##### Dataset extract #####

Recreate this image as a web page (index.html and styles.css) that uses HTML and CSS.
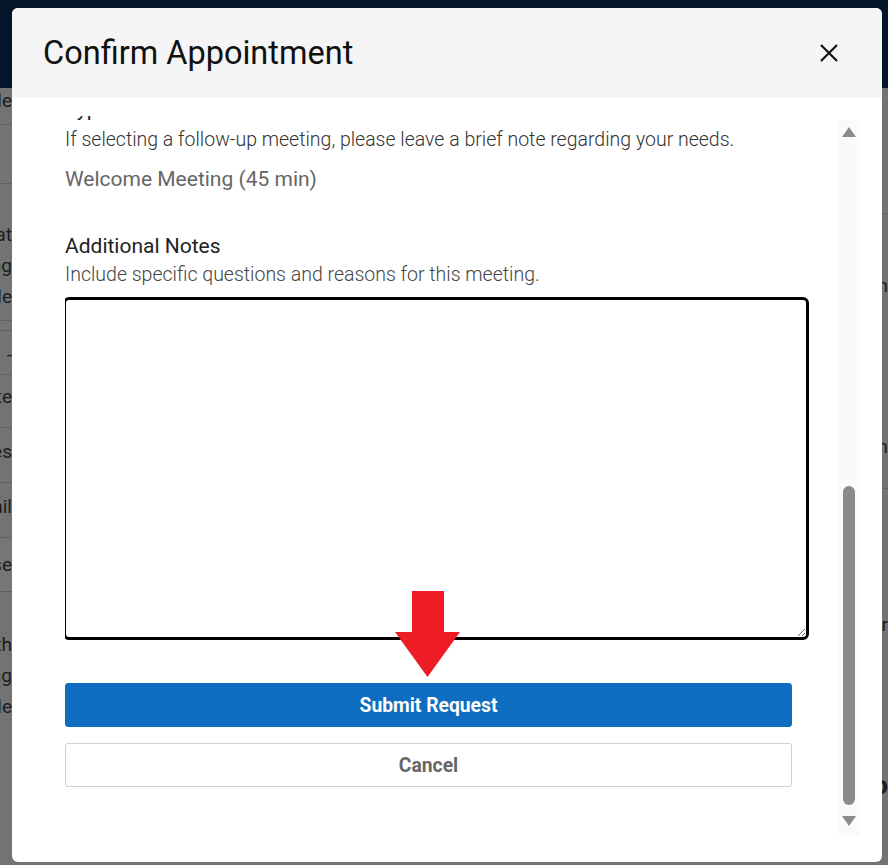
FILE: index.html
```html
<!DOCTYPE html>
<html lang="en">

<head>
    <meta charset="UTF-8">
    <meta name="viewport" content="width=device-width, initial-scale=1.0">
    <title>Confirm Appointment</title>
    <link rel="stylesheet" href="styles.css">
</head>

<body>

    <!-- page behind the dialog (dimmed) -->
    <div class="page">
        <div class="topbar"></div>
        <div class="page-main">
            <div class="side side-left">
                <div class="cell cell-1"><span>Schedule</span></div>
                <div class="cell cell-2"></div>
                <div class="cell cell-3">
                    <span>Format</span>
                    <span>Meeting</span>
                    <span>Schedule</span>
                </div>
                <div class="cell cell-4"></div>
                <div class="cell cell-5"><span>-</span></div>
                <div class="cell cell-6"><span>Date</span></div>
                <div class="cell cell-7"><span>Studies</span></div>
                <div class="cell cell-8"><span>Avail</span></div>
                <div class="cell cell-9"><span>Close</span></div>
                <div class="cell cell-10">
                    <span>With</span>
                    <span>Meeting</span>
                    <span>Schedule</span>
                </div>
            </div>
            <div class="page-center"></div>
            <div class="side side-right">
                <div class="cell r-1"></div>
                <div class="cell r-2"><span>In</span><span>Term</span></div>
                <div class="cell r-3"><span>Year</span><span class="bold">To</span></div>
            </div>
        </div>
    </div>

    <div class="modal" role="dialog">
        <div class="modal-header">
            <h2 class="modal-title">Confirm Appointment</h2>
            <button class="close-btn" aria-label="Close">
                <svg viewBox="0 0 18 18" width="18" height="18">
                    <path d="M1 1L17 17M17 1L1 17" stroke="#111" stroke-width="2.2" fill="none" />
                </svg>
            </button>
        </div>

        <div class="modal-body">
            <div class="scroll-content">
                <div class="field">
                    <label class="field-label type-label">Type</label>
                    <p class="field-help">If selecting a follow-up meeting, please leave a brief note regarding your needs.</p>
                    <p class="field-value">Welcome Meeting (45 min)</p>
                </div>

                <div class="field notes">
                    <label class="field-label" for="notes">Additional Notes</label>
                    <p class="field-help">Include specific questions and reasons for this meeting.</p>
                    <textarea id="notes" class="notes-input"></textarea>
                </div>

                <div class="actions">
                    <button class="btn btn-primary">Submit Request</button>
                    <button class="btn btn-secondary">Cancel</button>
                </div>
            </div>

            <div class="scrollbar">
                <span class="scroll-arrow up"></span>
                <div class="scroll-track">
                    <div class="scroll-thumb"></div>
                </div>
                <span class="scroll-arrow down"></span>
            </div>
        </div>

        <!-- annotation arrow -->
        <svg class="pointer-arrow" viewBox="0 0 65 87" width="65" height="87">
            <path d="M17 0H49V41H65L32.5 86L0 41H17Z" fill="#ee1c25" />
        </svg>
    </div>

</body>

</html>
```

FILE: styles.css
```css
* {
    box-sizing: border-box;
}

body {
    margin: 0;
    font-family: Roboto, "Noto Sans", sans-serif;
    background-color: #737373;
    overflow: hidden;
}

/* dimmed page in the back */
.page {
    height: 865px;
    display: flex;
    flex-direction: column;
}

.topbar {
    height: 88px;
    background-color: #021529;
}

.page-main {
    flex: 1;
    display: flex;
}

.side {
    display: flex;
    flex-direction: column;
    overflow: hidden;
    color: #1c1c1c;
    font-size: 19px;
}

.side-left {
    width: 12px;
}

.side-right {
    width: 6px;
    margin-left: auto;
}

.page-center {
    flex: 1;
}

.cell {
    display: flex;
    flex-direction: column;
    align-items: flex-end;
    white-space: nowrap;
    border-bottom: 1px solid #606060;
    line-height: 31px;
}

.cell-1 { height: 37px; padding-top: 0; line-height: 26px; }
.cell-2 { height: 59px; }
.cell-3 { height: 137px; padding-top: 35px; }
.cell-4 { height: 10px; }
.cell-5 { height: 44px; padding-top: 8px; }
.cell-6 { height: 53px; padding-top: 6px; }
.cell-7 { height: 55px; padding-top: 8px; }
.cell-8 { height: 55px; padding-top: 8px; }
.cell-9 { height: 54px; padding-top: 11px; background-color: #767676; }
.cell-10 { flex: 1; border-bottom: none; padding-top: 37px; }

.r-1 { height: 126px; }
.r-2 { height: 275px; padding-top: 56px; gap: 130px; }
.r-3 { flex: 1; border-bottom: none; padding-top: 120px; gap: 130px; }

.bold {
    font-weight: 700;
    font-size: 26px;
}

/* dialog */
.modal {
    position: fixed;
    left: 12px;
    top: 8px;
    width: 870px;
    height: 854px;
    background-color: #fff;
    border-radius: 6px;
    display: flex;
    flex-direction: column;
    overflow: hidden;
}

.modal-header {
    height: 90px;
    flex-shrink: 0;
    background-color: #f5f5f5;
    display: flex;
    align-items: center;
    justify-content: space-between;
    padding: 0 44px 0 31px;
}

.modal-title {
    margin: 0;
    font-size: 32.5px;
    font-weight: 400;
    color: #111;
}

.close-btn {
    border: none;
    background: none;
    padding: 0;
    width: 18px;
    height: 18px;
    display: flex;
    cursor: pointer;
}

.modal-body {
    flex: 1;
    display: flex;
    gap: 28px;
    padding: 18px 22px 27px 53px;
    min-height: 0;
}

.scroll-content {
    flex: 1;
    overflow: hidden;
    display: flex;
    flex-direction: column;
}

.field {
    display: flex;
    flex-direction: column;
}

.field-label {
    font-size: 21px;
    line-height: 24px;
    color: #222;
}

/* label scrolled up under the header */
.type-label {
    margin-top: -19px;
}

.field-help {
    margin: 7px 0 0;
    font-size: 19.5px;
    line-height: 24px;
    font-weight: 300;
    color: #333;
}

.field-value {
    margin: 15px 0 0;
    font-size: 21px;
    line-height: 24px;
    color: #666;
}

.notes {
    margin-top: 43px;
}

.notes .field-help {
    margin-top: 5px;
    font-size: 19.5px;
    color: #444;
}

.notes-input {
    margin: 10px 0 0 -2px;
    width: 746px;
    height: 343px;
    border: 3px solid #000;
    border-radius: 6px;
    resize: vertical;
    font-family: inherit;
    font-size: 16px;
    outline: none;
}

.actions {
    margin-top: 43px;
    display: flex;
    flex-direction: column;
    gap: 16px;
    width: 727px;
}

.btn {
    height: 44px;
    border-radius: 3px;
    font-family: inherit;
    font-size: 19.3px;
    font-weight: 700;
    cursor: pointer;
}

.btn-primary {
    background-color: #0e6dc0;
    border: 1px solid #0e6dc0;
    color: #fff;
}

.btn-secondary {
    background-color: #fff;
    border: 1px solid #cfcfcf;
    color: #666;
}

/* custom scrollbar */
.scrollbar {
    width: 23px;
    margin-top: 4px;
    background-color: #fafafa;
    display: flex;
    flex-direction: column;
    align-items: center;
    padding: 7px 0 9px;
}

.scroll-arrow {
    width: 0;
    height: 0;
    border-left: 7px solid transparent;
    border-right: 7px solid transparent;
}

.scroll-arrow.up {
    border-bottom: 10px solid #8a8a8a;
}

.scroll-arrow.down {
    border-top: 10px solid #8a8a8a;
}

.scroll-track {
    flex: 1;
    width: 12px;
    display: flex;
    flex-direction: column;
    justify-content: flex-end;
    padding-bottom: 11px;
}

.scroll-thumb {
    height: 319px;
    border-radius: 6px;
    background-color: #8a8a8a;
}

.pointer-arrow {
    position: absolute;
    left: 383px;
    top: 583px;
}
```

#####

#### [What this task involves]
Print the listing above in full, exactly as written. Omit any pictures.

#### [Problem solution]
Recreate this image as a web page (index.html and styles.css) that uses HTML and CSS.
FILE: index.html
```html
<!DOCTYPE html>
<html lang="en">

<head>
    <meta charset="UTF-8">
    <meta name="viewport" content="width=device-width, initial-scale=1.0">
    <title>Confirm Appointment</title>
    <link rel="stylesheet" href="styles.css">
</head>

<body>

    <!-- page behind the dialog (dimmed) -->
    <div class="page">
        <div class="topbar"></div>
        <div class="page-main">
            <div class="side side-left">
                <div class="cell cell-1"><span>Schedule</span></div>
                <div class="cell cell-2"></div>
                <div class="cell cell-3">
                    <span>Format</span>
                    <span>Meeting</span>
                    <span>Schedule</span>
                </div>
                <div class="cell cell-4"></div>
                <div class="cell cell-5"><span>-</span></div>
                <div class="cell cell-6"><span>Date</span></div>
                <div class="cell cell-7"><span>Studies</span></div>
                <div class="cell cell-8"><span>Avail</span></div>
                <div class="cell cell-9"><span>Close</span></div>
                <div class="cell cell-10">
                    <span>With</span>
                    <span>Meeting</span>
                    <span>Schedule</span>
                </div>
            </div>
            <div class="page-center"></div>
            <div class="side side-right">
                <div class="cell r-1"></div>
                <div class="cell r-2"><span>In</span><span>Term</span></div>
                <div class="cell r-3"><span>Year</span><span class="bold">To</span></div>
            </div>
        </div>
    </div>

    <div class="modal" role="dialog">
        <div class="modal-header">
            <h2 class="modal-title">Confirm Appointment</h2>
            <button class="close-btn" aria-label="Close">
                <svg viewBox="0 0 18 18" width="18" height="18">
                    <path d="M1 1L17 17M17 1L1 17" stroke="#111" stroke-width="2.2" fill="none" />
                </svg>
            </button>
        </div>

        <div class="modal-body">
            <div class="scroll-content">
                <div class="field">
                    <label class="field-label type-label">Type</label>
                    <p class="field-help">If selecting a follow-up meeting, please leave a brief note regarding your needs.</p>
                    <p class="field-value">Welcome Meeting (45 min)</p>
                </div>

                <div class="field notes">
                    <label class="field-label" for="notes">Additional Notes</label>
                    <p class="field-help">Include specific questions and reasons for this meeting.</p>
                    <textarea id="notes" class="notes-input"></textarea>
                </div>

                <div class="actions">
                    <button class="btn btn-primary">Submit Request</button>
                    <button class="btn btn-secondary">Cancel</button>
                </div>
            </div>

            <div class="scrollbar">
                <span class="scroll-arrow up"></span>
                <div class="scroll-track">
                    <div class="scroll-thumb"></div>
                </div>
                <span class="scroll-arrow down"></span>
            </div>
        </div>

        <!-- annotation arrow -->
        <svg class="pointer-arrow" viewBox="0 0 65 87" width="65" height="87">
            <path d="M17 0H49V41H65L32.5 86L0 41H17Z" fill="#ee1c25" />
        </svg>
    </div>

</body>

</html>
```

FILE: styles.css
```css
* {
    box-sizing: border-box;
}

body {
    margin: 0;
    font-family: Roboto, "Noto Sans", sans-serif;
    background-color: #737373;
    overflow: hidden;
}

/* dimmed page in the back */
.page {
    height: 865px;
    display: flex;
    flex-direction: column;
}

.topbar {
    height: 88px;
    background-color: #021529;
}

.page-main {
    flex: 1;
    display: flex;
}

.side {
    display: flex;
    flex-direction: column;
    overflow: hidden;
    color: #1c1c1c;
    font-size: 19px;
}

.side-left {
    width: 12px;
}

.side-right {
    width: 6px;
    margin-left: auto;
}

.page-center {
    flex: 1;
}

.cell {
    display: flex;
    flex-direction: column;
    align-items: flex-end;
    white-space: nowrap;
    border-bottom: 1px solid #606060;
    line-height: 31px;
}

.cell-1 { height: 37px; padding-top: 0; line-height: 26px; }
.cell-2 { height: 59px; }
.cell-3 { height: 137px; padding-top: 35px; }
.cell-4 { height: 10px; }
.cell-5 { height: 44px; padding-top: 8px; }
.cell-6 { height: 53px; padding-top: 6px; }
.cell-7 { height: 55px; padding-top: 8px; }
.cell-8 { height: 55px; padding-top: 8px; }
.cell-9 { height: 54px; padding-top: 11px; background-color: #767676; }
.cell-10 { flex: 1; border-bottom: none; padding-top: 37px; }

.r-1 { height: 126px; }
.r-2 { height: 275px; padding-top: 56px; gap: 130px; }
.r-3 { flex: 1; border-bottom: none; padding-top: 120px; gap: 130px; }

.bold {
    font-weight: 700;
    font-size: 26px;
}

/* dialog */
.modal {
    position: fixed;
    left: 12px;
    top: 8px;
    width: 870px;
    height: 854px;
    background-color: #fff;
    border-radius: 6px;
    display: flex;
    flex-direction: column;
    overflow: hidden;
}

.modal-header {
    height: 90px;
    flex-shrink: 0;
    background-color: #f5f5f5;
    display: flex;
    align-items: center;
    justify-content: space-between;
    padding: 0 44px 0 31px;
}

.modal-title {
    margin: 0;
    font-size: 32.5px;
    font-weight: 400;
    color: #111;
}

.close-btn {
    border: none;
    background: none;
    padding: 0;
    width: 18px;
    height: 18px;
    display: flex;
    cursor: pointer;
}

.modal-body {
    flex: 1;
    display: flex;
    gap: 28px;
    padding: 18px 22px 27px 53px;
    min-height: 0;
}

.scroll-content {
    flex: 1;
    overflow: hidden;
    display: flex;
    flex-direction: column;
}

.field {
    display: flex;
    flex-direction: column;
}

.field-label {
    font-size: 21px;
    line-height: 24px;
    color: #222;
}

/* label scrolled up under the header */
.type-label {
    margin-top: -19px;
}

.field-help {
    margin: 7px 0 0;
    font-size: 19.5px;
    line-height: 24px;
    font-weight: 300;
    color: #333;
}

.field-value {
    margin: 15px 0 0;
    font-size: 21px;
    line-height: 24px;
    color: #666;
}

.notes {
    margin-top: 43px;
}

.notes .field-help {
    margin-top: 5px;
    font-size: 19.5px;
    color: #444;
}

.notes-input {
    margin: 10px 0 0 -2px;
    width: 746px;
    height: 343px;
    border: 3px solid #000;
    border-radius: 6px;
    resize: vertical;
    font-family: inherit;
    font-size: 16px;
    outline: none;
}

.actions {
    margin-top: 43px;
    display: flex;
    flex-direction: column;
    gap: 16px;
    width: 727px;
}

.btn {
    height: 44px;
    border-radius: 3px;
    font-family: inherit;
    font-size: 19.3px;
    font-weight: 700;
    cursor: pointer;
}

.btn-primary {
    background-color: #0e6dc0;
    border: 1px solid #0e6dc0;
    color: #fff;
}

.btn-secondary {
    background-color: #fff;
    border: 1px solid #cfcfcf;
    color: #666;
}

/* custom scrollbar */
.scrollbar {
    width: 23px;
    margin-top: 4px;
    background-color: #fafafa;
    display: flex;
    flex-direction: column;
    align-items: center;
    padding: 7px 0 9px;
}

.scroll-arrow {
    width: 0;
    height: 0;
    border-left: 7px solid transparent;
    border-right: 7px solid transparent;
}

.scroll-arrow.up {
    border-bottom: 10px solid #8a8a8a;
}

.scroll-arrow.down {
    border-top: 10px solid #8a8a8a;
}

.scroll-track {
    flex: 1;
    width: 12px;
    display: flex;
    flex-direction: column;
    justify-content: flex-end;
    padding-bottom: 11px;
}

.scroll-thumb {
    height: 319px;
    border-radius: 6px;
    background-color: #8a8a8a;
}

.pointer-arrow {
    position: absolute;
    left: 383px;
    top: 583px;
}
```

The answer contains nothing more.